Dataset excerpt
=-=-=-=-=

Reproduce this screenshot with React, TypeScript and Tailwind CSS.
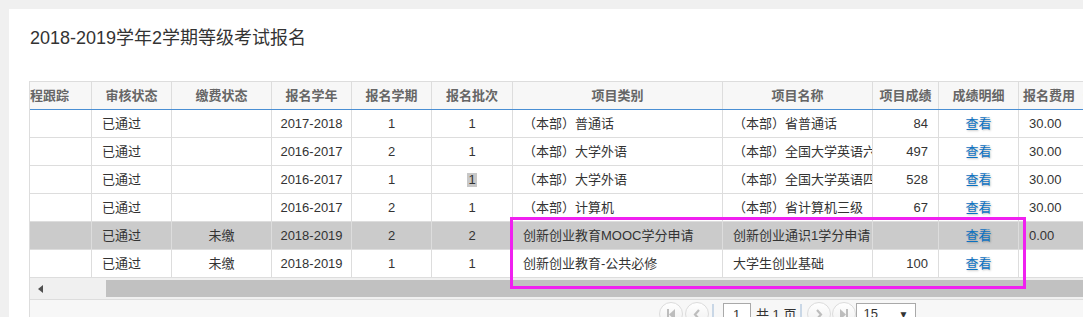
import React from 'react';

interface Row {
  audit: string;
  pay: string;
  year: string;
  term: string;
  batch: string;
  category: string;
  name: string;
  score: string;
  fee: string;
  selected?: boolean;
  markBatch?: boolean;
}

const rows: Row[] = [
  { audit: '已通过', pay: '', year: '2017-2018', term: '1', batch: '1', category: '（本部）普通话', name: '（本部）省普通话', score: '84', fee: '30.00' },
  { audit: '已通过', pay: '', year: '2016-2017', term: '2', batch: '1', category: '（本部）大学外语', name: '（本部）全国大学英语六级', score: '497', fee: '30.00' },
  { audit: '已通过', pay: '', year: '2016-2017', term: '1', batch: '1', category: '（本部）大学外语', name: '（本部）全国大学英语四级', score: '528', fee: '30.00', markBatch: true },
  { audit: '已通过', pay: '', year: '2016-2017', term: '2', batch: '1', category: '（本部）计算机', name: '（本部）省计算机三级', score: '67', fee: '30.00' },
  { audit: '已通过', pay: '未缴', year: '2018-2019', term: '2', batch: '2', category: '创新创业教育MOOC学分申请', name: '创新创业通识1学分申请', score: '', fee: '0.00', selected: true },
  { audit: '已通过', pay: '未缴', year: '2018-2019', term: '1', batch: '1', category: '创新创业教育-公共必修', name: '大学生创业基础', score: '100', fee: '' },
];

const cell = 'h-full shrink-0 border-r border-[#dddddd] flex items-center overflow-hidden whitespace-nowrap';

function PagerButton({ children }: { children: React.ReactNode }) {
  return (
    <div className="w-[24px] h-[24px] rounded-full border border-[#dcdcdc] bg-gradient-to-b from-white to-[#efefef] flex items-center justify-center shrink-0">
      {children}
    </div>
  );
}

export default function App() {
  return (
    <div
      className="w-[1083px] h-[317px] overflow-hidden bg-[#f0f0f0] pl-[9px] pt-[9px] text-[#333333]"
      style={{ fontFamily: '"Liberation Sans", "Noto Sans CJK SC", sans-serif' }}
    >
      <div className="bg-white h-[308px] pl-[20px] pt-[17px] overflow-hidden">
        <h1 className="text-[18px] leading-[24px] pl-[1px] text-[#333333]">2018-2019学年2学期等级考试报名</h1>

        <div className="relative mt-[31px] w-[1120px] border-l border-t border-[#dddddd] text-[13px]">
          {/* header */}
          <div className="flex h-[28px] bg-[#f7f7f7] border-b border-[#4a8fd4] text-[#666666] font-bold">
            <div className={`${cell} w-[62px]`}>程跟踪</div>
            <div className={`${cell} w-[80px] justify-center`}>审核状态</div>
            <div className={`${cell} w-[100px] justify-center`}>缴费状态</div>
            <div className={`${cell} w-[80px] justify-center`}>报名学年</div>
            <div className={`${cell} w-[80px] justify-center`}>报名学期</div>
            <div className={`${cell} w-[81px] justify-center`}>报名批次</div>
            <div className={`${cell} w-[210px] justify-center`}>项目类别</div>
            <div className={`${cell} w-[150px] justify-center`}>项目名称</div>
            <div className={`${cell} w-[66px] justify-center`}>项目成绩</div>
            <div className={`${cell} w-[80px] justify-center`}>成绩明细</div>
            <div className={`${cell} w-[120px] pl-[4px]`}>报名费用（元）</div>
          </div>

          {/* body */}
          {rows.map((r, i) => (
            <div key={i} className={`flex h-[28px] border-b border-[#dddddd] ${r.selected ? 'bg-[#cbcbcb]' : 'bg-white'}`}>
              <div className={`${cell} w-[62px]`} />
              <div className={`${cell} w-[80px] pl-[10px]`}>{r.audit}</div>
              <div className={`${cell} w-[100px] justify-center`}>{r.pay}</div>
              <div className={`${cell} w-[80px] justify-center`}>{r.year}</div>
              <div className={`${cell} w-[80px] justify-center`}>{r.term}</div>
              <div className={`${cell} w-[81px] justify-center`}>
                {r.markBatch ? <span className="bg-[#c8c8c8] leading-[14px] px-[1px]">{r.batch}</span> : r.batch}
              </div>
              <div className={`${cell} w-[210px] pl-[10px]`}>{r.category}</div>
              <div className={`${cell} w-[150px] pl-[10px]`}>{r.name}</div>
              <div className={`${cell} w-[66px] justify-end pr-[10px]`}>{r.score}</div>
              <div className={`${cell} w-[80px] justify-center`}>
                <span className="text-[#0b71c2] [text-shadow:1px_1px_2px_rgba(0,0,0,0.25)]">查看</span>
              </div>
              <div className={`${cell} w-[120px] pl-[10px]`}>{r.fee}</div>
            </div>
          ))}

          {/* horizontal scrollbar */}
          <div className="flex h-[22px] bg-[#f0f0f0] border-b border-[#dddddd] items-center">
            <div className="w-[76px] h-full flex items-center pl-[8px] shrink-0">
              <svg width="6" height="8" viewBox="0 0 6 8">
                <polygon points="5,0 5,8 0,4" fill="#505050" />
              </svg>
            </div>
            <div className="flex-1 h-[17px] bg-[#c1c1c1]" />
          </div>

          {/* pager */}
          <div className="h-[40px] bg-[#f7f7f7] pt-[2px] pl-[629px] flex items-start text-[13px] text-[#333333]">
            <PagerButton>
              <svg width="10" height="11" viewBox="0 0 10 11">
                <rect x="1" y="0" width="2" height="11" fill="#bdbdbd" />
                <polygon points="9,0 9,11 3,5.5" fill="#bdbdbd" />
              </svg>
            </PagerButton>
            <div className="ml-[2px]">
              <PagerButton>
                <svg width="8" height="11" viewBox="0 0 8 11">
                  <polyline points="6,1 2,5.5 6,10" fill="none" stroke="#bdbdbd" strokeWidth="2.2" />
                </svg>
              </PagerButton>
            </div>
            <div className="w-[2px] h-[18px] bg-[#c9d7e6] ml-[3px] mt-[2px]" />
            <div className="ml-[9px] w-[28px] h-[22px] border border-[#a9a9a9] bg-white pl-[9px] leading-[22px] mt-[1px]">1</div>
            <div className="ml-[5px] leading-[26px]">共 1 页</div>
            <div className="w-[2px] h-[18px] bg-[#c9d7e6] ml-[4px] mt-[2px]" />
            <div className="ml-[5px]">
              <PagerButton>
                <svg width="8" height="11" viewBox="0 0 8 11">
                  <polyline points="2,1 6,5.5 2,10" fill="none" stroke="#bdbdbd" strokeWidth="2.2" />
                </svg>
              </PagerButton>
            </div>
            <div className="ml-[1px]">
              <PagerButton>
                <svg width="10" height="11" viewBox="0 0 10 11">
                  <polygon points="1,0 1,11 7,5.5" fill="#bdbdbd" />
                  <rect x="7" y="0" width="2" height="11" fill="#bdbdbd" />
                </svg>
              </PagerButton>
            </div>
            <div className="ml-[0px] w-[60px] h-[22px] border border-[#a9a9a9] bg-white flex items-center justify-between pl-[6px] pr-[7px] mt-[1px]">
              <span>15</span>
              <span className="text-[10px] text-[#333333]">▼</span>
            </div>
          </div>

          {/* annotation box */}
          <div className="absolute left-[480px] top-[135px] w-[516px] h-[72px] border-[3px] border-[#f020f0] pointer-events-none" />
        </div>
      </div>
    </div>
  );
}
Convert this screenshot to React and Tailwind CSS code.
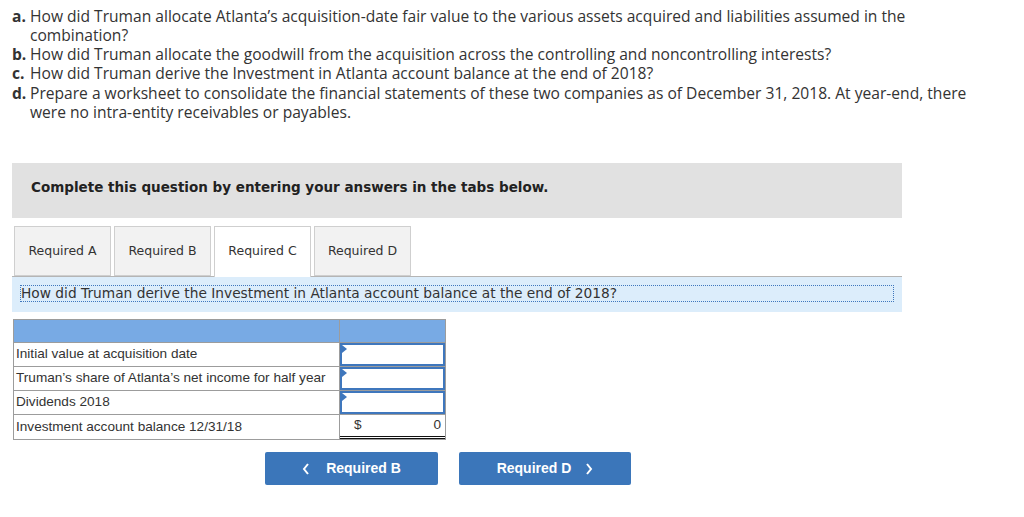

=-=-=-=-=

INSTRUCTION: Repeat the listing in full and exactly. Leave any pictures out.

TASK RESPONSE:
Reproduce this screenshot with React, TypeScript and Tailwind CSS.
import React from 'react';

interface Row {
  audit: string;
  pay: string;
  year: string;
  term: string;
  batch: string;
  category: string;
  name: string;
  score: string;
  fee: string;
  selected?: boolean;
  markBatch?: boolean;
}

const rows: Row[] = [
  { audit: '已通过', pay: '', year: '2017-2018', term: '1', batch: '1', category: '（本部）普通话', name: '（本部）省普通话', score: '84', fee: '30.00' },
  { audit: '已通过', pay: '', year: '2016-2017', term: '2', batch: '1', category: '（本部）大学外语', name: '（本部）全国大学英语六级', score: '497', fee: '30.00' },
  { audit: '已通过', pay: '', year: '2016-2017', term: '1', batch: '1', category: '（本部）大学外语', name: '（本部）全国大学英语四级', score: '528', fee: '30.00', markBatch: true },
  { audit: '已通过', pay: '', year: '2016-2017', term: '2', batch: '1', category: '（本部）计算机', name: '（本部）省计算机三级', score: '67', fee: '30.00' },
  { audit: '已通过', pay: '未缴', year: '2018-2019', term: '2', batch: '2', category: '创新创业教育MOOC学分申请', name: '创新创业通识1学分申请', score: '', fee: '0.00', selected: true },
  { audit: '已通过', pay: '未缴', year: '2018-2019', term: '1', batch: '1', category: '创新创业教育-公共必修', name: '大学生创业基础', score: '100', fee: '' },
];

const cell = 'h-full shrink-0 border-r border-[#dddddd] flex items-center overflow-hidden whitespace-nowrap';

function PagerButton({ children }: { children: React.ReactNode }) {
  return (
    <div className="w-[24px] h-[24px] rounded-full border border-[#dcdcdc] bg-gradient-to-b from-white to-[#efefef] flex items-center justify-center shrink-0">
      {children}
    </div>
  );
}

export default function App() {
  return (
    <div
      className="w-[1083px] h-[317px] overflow-hidden bg-[#f0f0f0] pl-[9px] pt-[9px] text-[#333333]"
      style={{ fontFamily: '"Liberation Sans", "Noto Sans CJK SC", sans-serif' }}
    >
      <div className="bg-white h-[308px] pl-[20px] pt-[17px] overflow-hidden">
        <h1 className="text-[18px] leading-[24px] pl-[1px] text-[#333333]">2018-2019学年2学期等级考试报名</h1>

        <div className="relative mt-[31px] w-[1120px] border-l border-t border-[#dddddd] text-[13px]">
          {/* header */}
          <div className="flex h-[28px] bg-[#f7f7f7] border-b border-[#4a8fd4] text-[#666666] font-bold">
            <div className={`${cell} w-[62px]`}>程跟踪</div>
            <div className={`${cell} w-[80px] justify-center`}>审核状态</div>
            <div className={`${cell} w-[100px] justify-center`}>缴费状态</div>
            <div className={`${cell} w-[80px] justify-center`}>报名学年</div>
            <div className={`${cell} w-[80px] justify-center`}>报名学期</div>
            <div className={`${cell} w-[81px] justify-center`}>报名批次</div>
            <div className={`${cell} w-[210px] justify-center`}>项目类别</div>
            <div className={`${cell} w-[150px] justify-center`}>项目名称</div>
            <div className={`${cell} w-[66px] justify-center`}>项目成绩</div>
            <div className={`${cell} w-[80px] justify-center`}>成绩明细</div>
            <div className={`${cell} w-[120px] pl-[4px]`}>报名费用（元）</div>
          </div>

          {/* body */}
          {rows.map((r, i) => (
            <div key={i} className={`flex h-[28px] border-b border-[#dddddd] ${r.selected ? 'bg-[#cbcbcb]' : 'bg-white'}`}>
              <div className={`${cell} w-[62px]`} />
              <div className={`${cell} w-[80px] pl-[10px]`}>{r.audit}</div>
              <div className={`${cell} w-[100px] justify-center`}>{r.pay}</div>
              <div className={`${cell} w-[80px] justify-center`}>{r.year}</div>
              <div className={`${cell} w-[80px] justify-center`}>{r.term}</div>
              <div className={`${cell} w-[81px] justify-center`}>
                {r.markBatch ? <span className="bg-[#c8c8c8] leading-[14px] px-[1px]">{r.batch}</span> : r.batch}
              </div>
              <div className={`${cell} w-[210px] pl-[10px]`}>{r.category}</div>
              <div className={`${cell} w-[150px] pl-[10px]`}>{r.name}</div>
              <div className={`${cell} w-[66px] justify-end pr-[10px]`}>{r.score}</div>
              <div className={`${cell} w-[80px] justify-center`}>
                <span className="text-[#0b71c2] [text-shadow:1px_1px_2px_rgba(0,0,0,0.25)]">查看</span>
              </div>
              <div className={`${cell} w-[120px] pl-[10px]`}>{r.fee}</div>
            </div>
          ))}

          {/* horizontal scrollbar */}
          <div className="flex h-[22px] bg-[#f0f0f0] border-b border-[#dddddd] items-center">
            <div className="w-[76px] h-full flex items-center pl-[8px] shrink-0">
              <svg width="6" height="8" viewBox="0 0 6 8">
                <polygon points="5,0 5,8 0,4" fill="#505050" />
              </svg>
            </div>
            <div className="flex-1 h-[17px] bg-[#c1c1c1]" />
          </div>

          {/* pager */}
          <div className="h-[40px] bg-[#f7f7f7] pt-[2px] pl-[629px] flex items-start text-[13px] text-[#333333]">
            <PagerButton>
              <svg width="10" height="11" viewBox="0 0 10 11">
                <rect x="1" y="0" width="2" height="11" fill="#bdbdbd" />
                <polygon points="9,0 9,11 3,5.5" fill="#bdbdbd" />
              </svg>
            </PagerButton>
            <div className="ml-[2px]">
              <PagerButton>
                <svg width="8" height="11" viewBox="0 0 8 11">
                  <polyline points="6,1 2,5.5 6,10" fill="none" stroke="#bdbdbd" strokeWidth="2.2" />
                </svg>
              </PagerButton>
            </div>
            <div className="w-[2px] h-[18px] bg-[#c9d7e6] ml-[3px] mt-[2px]" />
            <div className="ml-[9px] w-[28px] h-[22px] border border-[#a9a9a9] bg-white pl-[9px] leading-[22px] mt-[1px]">1</div>
            <div className="ml-[5px] leading-[26px]">共 1 页</div>
            <div className="w-[2px] h-[18px] bg-[#c9d7e6] ml-[4px] mt-[2px]" />
            <div className="ml-[5px]">
              <PagerButton>
                <svg width="8" height="11" viewBox="0 0 8 11">
                  <polyline points="2,1 6,5.5 2,10" fill="none" stroke="#bdbdbd" strokeWidth="2.2" />
                </svg>
              </PagerButton>
            </div>
            <div className="ml-[1px]">
              <PagerButton>
                <svg width="10" height="11" viewBox="0 0 10 11">
                  <polygon points="1,0 1,11 7,5.5" fill="#bdbdbd" />
                  <rect x="7" y="0" width="2" height="11" fill="#bdbdbd" />
                </svg>
              </PagerButton>
            </div>
            <div className="ml-[0px] w-[60px] h-[22px] border border-[#a9a9a9] bg-white flex items-center justify-between pl-[6px] pr-[7px] mt-[1px]">
              <span>15</span>
              <span className="text-[10px] text-[#333333]">▼</span>
            </div>
          </div>

          {/* annotation box */}
          <div className="absolute left-[480px] top-[135px] w-[516px] h-[72px] border-[3px] border-[#f020f0] pointer-events-none" />
        </div>
      </div>
    </div>
  );
}
Convert this screenshot to React and Tailwind CSS code.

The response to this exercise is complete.